The Paths of Our Hearts

From Homilies on St, Luke’s Gospel 21 (234-240)

We read these words in the prophet Isaiah: “A voice cries out: In the desert prepare he way of the Lord! Make straight in the wilderness a highway for our God.” The Lord wishes to find a way by which he might enter your hearts and walk therein. Prepare this way for him of whom it is said, “Make straight in the wilderness a highway for our God.” The voice cries out in the desert: “Prepare the way.” This voice first reaches our ears; and then following it, or rather with it, the Word penetrates our understanding. It is in this sense that Christ was announced by John.

Let us see, therefore, what the voice announces concerning the Word. “Prepare,” says the voice, “the way of the Lord.” What way are we to prepare for the Lord? Is it a material way? Can the Word of God take such a way? Ought we not rather to prepare an inner way for the Lord by making the paths of our heart straight and smooth? Indeed, this is the way by which the Word of God enters in order to take up his abode in the human heart made ready to receive him.

How great is the human heart! What width and capacity it possesses, provided it is pure! Do you wish to know its greatness and width? Look at the extent of the divine knowledge that it embraces. It tells us itself: “God gave me sound knowledge of existing things that I might know the organization of the universe and the force of its elements, the beginning and the end and the midpoint of times, the changes in the sun’s course and the variation of the seasons. Cycles of years, positions of the stars, natures of animals, tempers of beasts, powers of the winds and thoughts of people, uses of plants and virtues of roots” (Wisdom 7:17-20).

Thus you see that the human heart knows so many things and is of no small compass. But notice that its greatness is not one of size but of the power of thought by which it is capable of knowing so many truths.

In order to make everyone realize how great the human heart is, let us look at a few examples taken from everyday life. We still retain in our minds all the towns we have ever visited. Their features, the locations of their squares, walls, and buildings remain engraved in our hearts. We keep the road which we have traveled painted and engraved in our memories; and the sea over which we have sailed is harbored in our silent thought. As I have just said, the human heart knows so many things and is of no small compass.

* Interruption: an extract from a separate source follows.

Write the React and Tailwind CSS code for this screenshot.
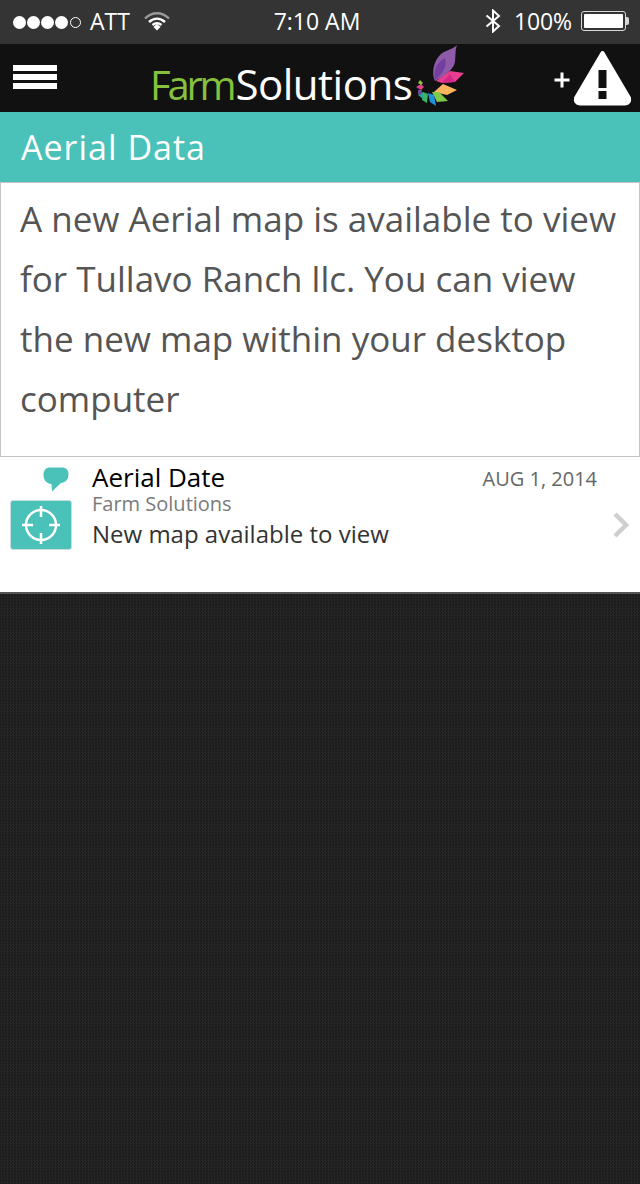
const font = "font-['Open_Sans',sans-serif]"

function StatusBar() {
  return (
    <div className="h-[44px] bg-[#343434] flex items-center justify-between pl-[13px] pr-[9px] text-[23px] text-white font-['Open_Sans',sans-serif]">
      <div className="flex items-center w-[200px] -mt-[2px]">
        <div className="flex items-center gap-[1px] mt-[2px]">
          <span className="w-[13px] h-[13px] rounded-full bg-white" />
          <span className="w-[13px] h-[13px] rounded-full bg-white" />
          <span className="w-[13px] h-[13px] rounded-full bg-white" />
          <span className="w-[13px] h-[13px] rounded-full bg-white" />
          <span className="w-[11px] h-[11px] ml-[1px] rounded-full border border-white" />
        </div>
        <span className="ml-[9px] leading-none">ATT</span>
        <svg className="ml-[14px]" width="26" height="20" viewBox="0 0 26 20">
          <path d="M1 7.500 C8 0.500 18 0.500 25 7.500" fill="none" stroke="#9a9a9a" strokeWidth="2.400" />
          <path d="M5 11 C10 6.500 16 6.500 21 11" fill="none" stroke="#fff" strokeWidth="2.400" />
          <path d="M8.500 14 C11.500 11.500 14.500 11.500 17.500 14" fill="none" stroke="#fff" strokeWidth="2.400" />
          <path d="M9.500 16 L13 12.800 L16.500 16 L13 19.500 Z" fill="#fff" />
        </svg>
      </div>
      <span className="leading-none -mt-[2px] -ml-[8px]">7:10 AM</span>
      <div className="flex items-center justify-end w-[200px] -mt-[2px] mr-[2px]">
        <svg width="16" height="24" viewBox="0 0 16 24">
          <path d="M1.500 6.500 L14 17 L8 22.500 V1.500 L14 7 L1.500 17.500" fill="none" stroke="#fff" strokeWidth="2" />
        </svg>
        <span className="ml-[13px] leading-none tracking-[-0.1px]">100%</span>
        <div className="ml-[9px] w-[45px] h-[20px] rounded-[3px] border border-[#d8d8d8] p-[2px]">
          <div className="w-full h-full bg-white rounded-[1px]" />
        </div>
        <span className="w-[3px] h-[8px] bg-[#d8d8d8] rounded-r-[2px]" />
      </div>
    </div>
  )
}

function LogoMark() {
  return (
    <svg width="50" height="62" viewBox="0 0 50 62">
      <path d="M42 0 C39 8 42 16 38 22 C33 29 26 33 20 36 C16 28 19 16 25 10 C30 5 37 5 42 0 Z" fill="#8f5aa8" />
      <path d="M20 35 C18 25 22 17 30 13 C33 20 27 30 20 35 Z" fill="#7440a0" />
      <path d="M21 36 L35 26 L49 28 L40 37 L27 38 Z" fill="#e83e8f" />
      <path d="M26 38 L35 29 L40 37 Z" fill="#d6278a" />
      <path d="M19 47 L28 39 L42 45 L32 50 Z" fill="#fbb45c" />
      <path d="M17 47 L24 47 L33 56 L22 57 Z" fill="#7ec84a" />
      <path d="M13 48 L19 50 L21 61 L15 57 Z" fill="#1c93df" />
      <path d="M8 47 L13 49 L12 58 L7 55 Z" fill="#3fb35f" />
      <path d="M3 50 L8 47 L8 54 Z" fill="#2aa59b" />
      <path d="M1 42 L6 39 L9 42 L6 45 Z" fill="#e0408c" />
      <path d="M3 38 L5 35 L8 38 L6 40 Z" fill="#8cc63f" />
      <path d="M3 45 L7 45 L6 50 L3 49 Z" fill="#6d4c9c" />
    </svg>
  )
}

function NavBar() {
  return (
    <div className="relative h-[68px] bg-[#111111] flex items-center justify-between pl-[13px] pr-[8px]">
      <div className="flex flex-col gap-[3px] mb-[3px]">
        <span className="block w-[44px] h-[6px] bg-white" />
        <span className="block w-[44px] h-[6px] bg-white" />
        <span className="block w-[44px] h-[6px] bg-white" />
      </div>
      <div className="absolute left-[150px] top-[1px] flex items-start">
        <span className="text-[42px] leading-[78px] h-[66px] font-['Open_Sans',sans-serif] whitespace-nowrap">
          <span className="text-[#86c13e] text-[40px] tracking-[-3.2px]">Farm</span>
          <span className="text-white tracking-[-0.5px] ml-[2px]">Solutions</span>
        </span>
        <div className="ml-[3px]"><LogoMark /></div>
      </div>
      <div className="flex items-center">
        <svg className="mt-[4px]" width="16" height="16" viewBox="0 0 16 16">
          <path d="M8 0.500 V15.500 M0.500 8 H15.500" stroke="#fff" strokeWidth="3" />
        </svg>
        <svg className="ml-[3px]" width="59" height="57" viewBox="0 0 59 57">
          <path d="M29.500 3 L56 48 Q57 53 52 53.500 H7 Q2 53 3 48 Z" fill="#fff" stroke="#fff" strokeWidth="4" strokeLinejoin="round" />
          <rect x="25.500" y="20" width="8" height="18" fill="#111" />
          <rect x="25.500" y="41" width="8" height="8" fill="#111" />
        </svg>
      </div>
    </div>
  )
}

function MessageRow() {
  return (
    <div className="h-[136px] bg-white flex border-b-2 border-[#555555]">
      <div className="w-[92px] shrink-0 flex flex-col pl-[10px] pt-[9px]">
        <svg className="ml-[33px]" width="26" height="25" viewBox="0 0 26 25">
          <path d="M7 0.500 H19 C23 0.500 25.500 3 25.500 7 C25.500 12 23 15.500 18 16 L9 24.500 L8.500 17 C3 16.500 0.500 12.500 0.500 8 C0.500 3 3 0.500 7 0.500 Z" fill="#4bc2b9" />
        </svg>
        <div className="mt-[8px] w-[62px] h-[50px] rounded-[3px] bg-[#4bc2b9] border border-[#c9dfdd] flex items-center justify-center">
          <svg width="38" height="38" viewBox="0 0 38 38">
            <circle cx="19" cy="19" r="15" fill="none" stroke="#fff" strokeWidth="2.500" />
            <path d="M19 0 V11 M19 27 V38 M0 19 H11 M27 19 H38" stroke="#fff" strokeWidth="2.500" />
          </svg>
        </div>
      </div>
      <div className="flex-1 min-w-0 font-['Open_Sans',sans-serif] pt-[4px]">
        <div className="flex items-start justify-between pr-[43px]">
          <span className="text-[26px] leading-[30px] text-black">Aerial Date</span>
          <span className="text-[20px] leading-[34px] h-[30px] text-[#666666]">AUG 1, 2014</span>
        </div>
        <div className="text-[20px] leading-[24px] text-[#7a7a7a]">Farm Solutions</div>
        <div className="flex items-start justify-between pr-[10px]">
          <span className="text-[24px] leading-[32px] mt-[2px] text-[#333333]">New map available to view</span>
          <svg className="-mt-[4px] mr-[1px]" width="17" height="26" viewBox="0 0 17 26">
            <path d="M3 2 L14 13 L3 24" fill="none" stroke="#cfcfcf" strokeWidth="4.500" />
          </svg>
        </div>
      </div>
    </div>
  )
}

export default function App() {
  return (
    <div className="w-[640px] h-[1184px] flex flex-col overflow-hidden bg-white">
      <StatusBar />
      <NavBar />
      <div className={`h-[70px] bg-[#4bc2b9] flex items-center pl-[21px] text-[34px] text-white tracking-[1px] ${font}`}>
        Aerial Data
      </div>
      <div className={`h-[275px] bg-white border border-[#c4c4c4] pl-[19px] pr-[10px] pt-[6px] text-[35px] leading-[60px] text-[#555555] ${font}`}>
        A new Aerial map is available to view for Tullavo Ranch llc. You can view the new map within your desktop computer
      </div>
      <div className="h-[1px] bg-white" />
      <MessageRow />
      <div className="flex-1 bg-[conic-gradient(#262626_25%,#1b1b1b_0_50%,#262626_0_75%,#1b1b1b_0)] bg-[length:3px_3px]" />
    </div>
  )
}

Now if it is not small, and if it can grasp so much, we can prepare the way of the Lord there and make straight the way where the Word, the Wisdom of God, will walk. Let each of you, then, prepare the way of the Lord by a good conscience; make straight the way so that the Word of God may walk within you without stumbling and may give you knowledge of his mysteries and of his coming.

Origen (ca. 185-254) was an Egyptian scholar and theologian, who taught at the Catechetical Schools of Alexandria and Caesarea wrote extensive Biblical commentaries and theological treatises. He was the greatest of the Alexandrian theologians and his allegorical methods of interpretation deeply shaped subsequent Biblical study and ascetical practice.